Part of what sucked her away was also the entrance of tabloid journalist Brian Slade and him diving into her life. One of the first things that happens after the book is found at the scene is she gets a call from Slade for quotes to feed into this machine that he works for, this machine that he’s joyously working for to sensationalize and drive clicks and eyes onto what sells with absolutely no ethics around it because he knows that society as a whole will respond to those things you’ve listed: a unique trait about the crime, a rich white lady, a murder in a very nice neighborhood, this book next to the body that was written by the estranged chief of police’s daughter who had a terrible thing happen to her when she was younger. He knows all of this will energize the story and knows the more sensational things he can put into it, the more attention he can receive, as long as he’s frightening or intriguing people.

He absolutely just sees all of this as commodity. It’s all commodity. He’s like a trader, but he happens to trade in sensationalism and misery. It’s funny. He’s a horrible character, and yet he’s the writer in the story. He’s the one who is making a living out of telling sensational stories and so, isn’t that what I do? Am I him? I mean, that’s the thing in all this. You have to be the bad guys. No one wakes up and thinks, “Am I the bad guy?” Or even if they know they’re doing bad things, they convince themselves they’re doing it for noble reasons. No one gets up going, “I’m going to be horrible today.” At least I don’t think so. When you’re writing these things, inevitably—even with the horrible characters—you have a kinship, and you have to find the humanity.

It all goes back to being a reader. I really like reading books where you have an opinion of a character and then it’s challenged at some point. You learned something about them which is surprising and softens you toward them or hardens you toward them or just makes you look at them afresh and makes you re-evaluate everything that you thought you knew about them.

I always trying to find the interest and the humanity in people. We’re all complex and messed-up, and we have our public persona, and we have our noble ideals. But we also know we can be crabby and release things and it’s more interesting to me as a reader and as a writer to add those layers to the character. To put something in there that makes you understand them a bit even if you still hate them. Understanding them makes them feel a bit more real.
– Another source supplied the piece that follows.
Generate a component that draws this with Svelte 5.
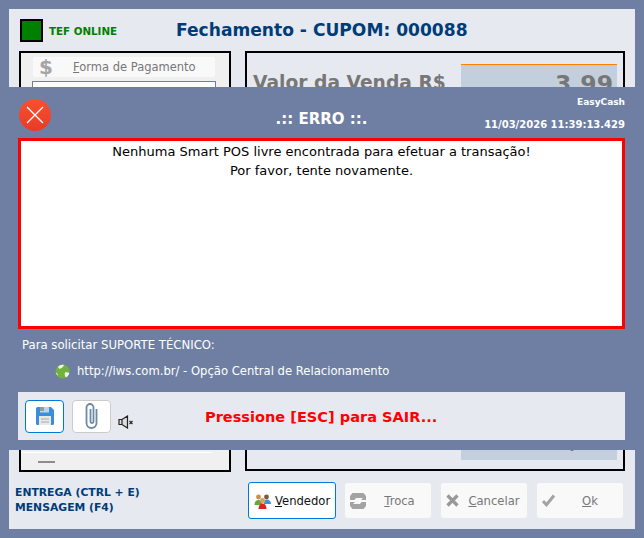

Otherwise, you have these characters that are horrible for no reason. Even if you don’t agree with it, you understand it.

Toyne writes with one of his canine assistants, Woody, at his side. (Not pictured: assistant No. 2, Stevie Licks.)

I have two final questions. First, what do you hope people take away from this book? Either their experience of reading it or something you hope they pick up.

When I put a book out in the world, my anxiety and main hope is that I want people to enjoy it. I want people to go away and feel that they were glad they spent time reading the book—because they were entertained, diverted, it made them think about things. They were trying to figure out what the mystery was and either they did and feel pleased that they are so clever or didn’t and are enchanted by the fact that they didn’t.

Ultimately, I don’t want to write books that preach to people. I never want to do that. But I do think you can explore in a really interesting and useful way through fiction. Real life dilemmas, crimes, and things—it’s a safe way to look at it.

Last question, is there more for Laughton Rees? A sequel? A trilogy like you’ve done before? Are you thinking of a full series?

I have written it! Normally when a book comes out, I’m halfway through the next book, and I’m full of angst and it poisons it slightly because it’s supposed to be exciting because you’ve got a book coming out, but your head is full of the book you’ve been struggling with.

But this time, I am in the delightful situation where I have handed in a book called The Cinderman. Laughton Rees gets drawn into another case, and it’s set in the forest of Dean, which is an ancient forest two hours to the west of London. Women keep disappearing, and Laughton sees a pattern, so she goes to investigate.

I’ve really enjoyed writing her character. She feels to me like I didn’t really invent her. She just exists and is out there doing things. So I just write down what she’s up to. She’s small and flawed, and she’s got all kinds of weirdness going on, and she struggles. She reminds me a bit of an early career Jodie Foster character. She’s smart and underestimated, but very brave. Always brave. I love those kinds of characters.